Go through the data below. Pull out every line that has the word "Tailwind".

▶ [Items from a dataset]:
· · ·

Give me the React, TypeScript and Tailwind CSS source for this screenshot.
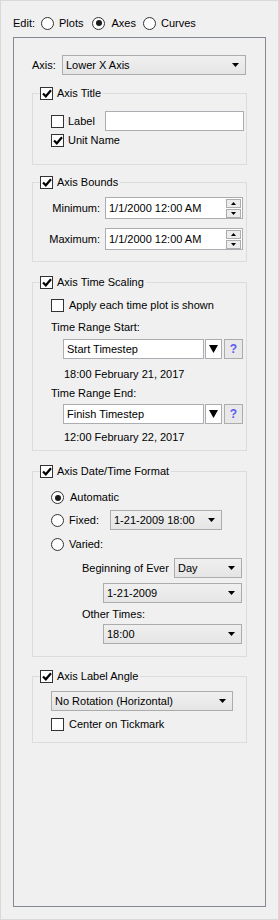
import type { ReactNode } from 'react'

const font = { fontFamily: '"Liberation Sans", Arial, sans-serif' }

function Check({ on }: { on?: boolean }) {
  return (
    <span className="flex h-[13px] w-[13px] shrink-0 items-center justify-center border border-[#333333] bg-white">
      {on && (
        <svg width="10" height="9" viewBox="0 0 10 9">
          <path d="M1 4.5 L3.8 7.3 L9 1.2" fill="none" stroke="#000" strokeWidth="2.2" />
        </svg>
      )}
    </span>
  )
}

function Radio({ on }: { on?: boolean }) {
  return (
    <span className="flex h-[13px] w-[13px] shrink-0 items-center justify-center rounded-full border border-[#333333] bg-white">
      {on && <span className="h-[6px] w-[6px] rounded-full bg-[#1a1a1a]" />}
    </span>
  )
}

function Arrow() {
  return (
    <svg width="7" height="4" viewBox="0 0 7 4" className="shrink-0">
      <path d="M0 0 H7 L3.5 4 Z" fill="#000" />
    </svg>
  )
}

// combo box, windows style
function Combo({ value, className }: { value: string; className: string }) {
  return (
    <div className={`flex h-[20px] items-center justify-between border border-[#acacac] bg-gradient-to-b from-[#f0f0f0] to-[#e5e5e5] pl-[3px] pr-[6px] ${className}`}>
      <span className="whitespace-nowrap">{value}</span>
      <Arrow />
    </div>
  )
}

function Spin({ value }: { value: string }) {
  return (
    <div className="flex h-[22px] w-[138px] items-center justify-between border border-[#abadb3] bg-white pl-[3px] pr-[1px]">
      <span className="whitespace-nowrap">{value}</span>
      <div className="flex flex-col gap-[1px]">
        <span className="flex h-[9px] w-[15px] items-center justify-center border border-[#acacac] bg-[#ececec]">
          <svg width="5" height="3" viewBox="0 0 5 3"><path d="M0 3 H5 L2.5 0 Z" fill="#000" /></svg>
        </span>
        <span className="flex h-[9px] w-[15px] items-center justify-center border border-[#acacac] bg-[#ececec]">
          <svg width="5" height="3" viewBox="0 0 5 3"><path d="M0 0 H5 L2.5 3 Z" fill="#000" /></svg>
        </span>
      </div>
    </div>
  )
}

function Group({ title, className, children }: { title: string; className: string; children: ReactNode }) {
  return (
    <fieldset className={`ml-[18px] w-[215px] border border-[#dcdcdc] ${className}`}>
      <legend className="ml-[7px] flex h-[13px] items-center gap-[4px] pr-[2px] leading-[13px]">
        <Check on />
        <span>{title}</span>
      </legend>
      {children}
    </fieldset>
  )
}

function TimeRange({ value }: { value: string }) {
  return (
    <div className="ml-[30px] flex h-[20px] items-center">
      <div className="flex h-[20px] w-[141px] items-center border border-[#abadb3] bg-white pl-[3px]">{value}</div>
      <span className="ml-[1px] flex h-[20px] w-[17px] items-center justify-center border border-[#acacac] bg-white">
        <svg width="9" height="8" viewBox="0 0 9 8"><path d="M0 0 H9 L4.5 8 Z" fill="#000" /></svg>
      </span>
      <span className="ml-[2px] flex h-[20px] w-[19px] items-center justify-center border border-[#acacac] bg-[#e8e8e8] text-[12px] font-bold text-[#5b5bf0]">?</span>
    </div>
  )
}

export default function App() {
  return (
    <div style={font} className="h-[920px] w-[279px] border border-[#d9d9d9] bg-[#f0f0f0] text-[11px] text-black">
      {/* edit mode */}
      <div className="mt-[14px] flex h-[16px] items-center pl-[12px]">
        <span>Edit:</span>
        <span className="ml-[6px]"><Radio /></span>
        <span className="ml-[5px]">Plots</span>
        <span className="ml-[9px]"><Radio on /></span>
        <span className="ml-[6px]">Axes</span>
        <span className="ml-[7px]"><Radio /></span>
        <span className="ml-[5px]">Curves</span>
      </div>

      <div className="ml-[12px] mt-[6px] h-[870px] w-[253px] border border-[#838a94]">
        <div className="mt-[17px] flex h-[20px] items-center pl-[18px]">
          <span className="w-[30px]">Axis:</span>
          <Combo value="Lower X Axis" className="w-[184px]" />
        </div>

        <Group title="Axis Title" className="mt-[12px] pb-[16px]">
          <div className="mt-[11px] flex h-[20px] items-center pl-[18px]">
            <Check />
            <span className="ml-[4px] w-[37px]">Label</span>
            <div className="h-[20px] w-[139px] border border-[#abadb3] bg-white" />
          </div>
          <div className="mt-[2px] flex h-[15px] items-center pl-[18px]">
            <Check on />
            <span className="ml-[4px]">Unit Name</span>
          </div>
        </Group>

        <Group title="Axis Bounds" className="mt-[11px] pb-[11px]">
          <div className="mt-[8px] flex items-center">
            <span className="w-[67px] text-right">Minimum:</span>
            <span className="ml-[5px]"><Spin value="1/1/2000 12:00 AM" /></span>
          </div>
          <div className="mt-[9px] flex items-center">
            <span className="w-[67px] text-right">Maximum:</span>
            <span className="ml-[5px]"><Spin value="1/1/2000 12:00 AM" /></span>
          </div>
        </Group>

        <Group title="Axis Time Scaling" className="mt-[14px] pb-[6px]">
          <div className="mt-[10px] flex h-[13px] items-center pl-[18px]">
            <Check />
            <span className="ml-[5px]">Apply each time plot is shown</span>
          </div>
          <div className="mt-[8px] flex h-[14px] items-center pl-[18px]">Time Range Start:</div>
          <div className="mt-[5px]"><TimeRange value="Start Timestep" /></div>
          <div className="mt-[8px] flex h-[14px] items-center pl-[31px]">18:00 February 21, 2017</div>
          <div className="mt-[5px] flex h-[14px] items-center pl-[18px]">Time Range End:</div>
          <div className="mt-[4px]"><TimeRange value="Finish Timestep" /></div>
          <div className="mt-[6px] flex h-[14px] items-center pl-[31px]">12:00 February 22, 2017</div>
        </Group>

        <Group title="Axis Date/Time Format" className="mt-[14px] pb-[12px]">
          <div className="mt-[13px] flex h-[13px] items-center pl-[18px]">
            <Radio on />
            <span className="ml-[6px]">Automatic</span>
          </div>
          <div className="mt-[6px] flex h-[20px] items-center pl-[18px]">
            <Radio />
            <span className="ml-[5px] w-[41px]">Fixed:</span>
            <Combo value="1-21-2009 18:00" className="w-[112px]" />
          </div>
          <div className="mt-[8px] flex h-[13px] items-center pl-[18px]">
            <Radio />
            <span className="ml-[5px]">Varied:</span>
          </div>
          <div className="mt-[7px] flex h-[20px] items-center pl-[49px]">
            <span className="w-[87px] overflow-hidden whitespace-nowrap">Beginning of Every</span>
            <Combo value="Day" className="ml-[5px] w-[68px]" />
          </div>
          <div className="mt-[5px] pl-[70px]">
            <Combo value="1-21-2009" className="w-[139px]" />
          </div>
          <div className="mt-[4px] flex h-[14px] items-center pl-[49px]">Other Times:</div>
          <div className="mt-[3px] pl-[70px]">
            <Combo value="18:00" className="w-[139px]" />
          </div>
        </Group>

        <Group title="Axis Label Angle" className="mt-[13px] pb-[11px]">
          <div className="mt-[8px] pl-[18px]">
            <Combo value="No Rotation (Horizontal)" className="w-[182px]" />
          </div>
          <div className="mt-[7px] flex h-[13px] items-center pl-[18px]">
            <Check />
            <span className="ml-[5px]">Center on Tickmark</span>
          </div>
        </Group>
      </div>
    </div>
  )
}
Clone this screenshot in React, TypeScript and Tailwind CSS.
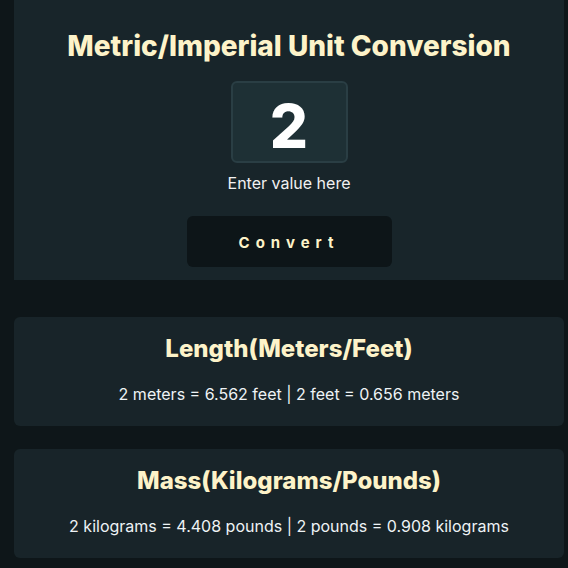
const results = [
  {
    title: 'Length(Meters/Feet)',
    left: '2 meters = 6.562 feet',
    right: '2 feet = 0.656 meters',
  },
  {
    title: 'Mass(Kilograms/Pounds)',
    left: '2 kilograms = 4.408 pounds',
    right: '2 pounds = 0.908 kilograms',
  },
];

export default function App() {
  return (
    <div className="min-h-screen bg-[#0e1619] font-['Inter',sans-serif]">
      <div className="ml-[14px] w-[550px]">
        {/* Input panel */}
        <div className="flex flex-col items-center bg-[#18252a] pt-[30px] pb-[13px]">
          <h1 className="text-[28px] font-extrabold leading-[32px] text-[#fdf3c9]">
            Metric/Imperial Unit Conversion
          </h1>
          <div className="mt-[19px] flex h-[82px] w-[117px] items-center justify-center rounded-md border-2 border-[#2a3e44] bg-[#1e3035] pt-[8px]">
            <span className="text-[60px] font-extrabold leading-none text-white">2</span>
          </div>
          <p className="mt-[11px] text-[16px] leading-[19px] text-[#f1f1f1]">Enter value here</p>
          <button className="mt-[23px] h-[51px] w-[205px] rounded-md bg-[#0d1518] pt-[3px] text-[15px] font-bold tracking-[0.4em] text-[#fdf3c9]">
            Convert
          </button>
        </div>

        {/* Results */}
        <div className="mt-[37px] flex flex-col gap-[23px]">
          {results.map((r) => (
            <div
              key={r.title}
              className="flex h-[109px] flex-col items-center rounded-md bg-[#182429] pt-[18px]"
            >
              <h2 className="text-[24px] font-extrabold leading-[28px] text-[#fdf3c9]">{r.title}</h2>
              <p className="mt-[21px] text-[16px] leading-[20px] text-[#eef3f5]">
                {r.left} | {r.right}
              </p>
            </div>
          ))}
        </div>
      </div>
    </div>
  );
}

· · ·

▶ [Result below]:
Give me the React, TypeScript and Tailwind CSS source for this screenshot.
Clone this screenshot in React, TypeScript and Tailwind CSS.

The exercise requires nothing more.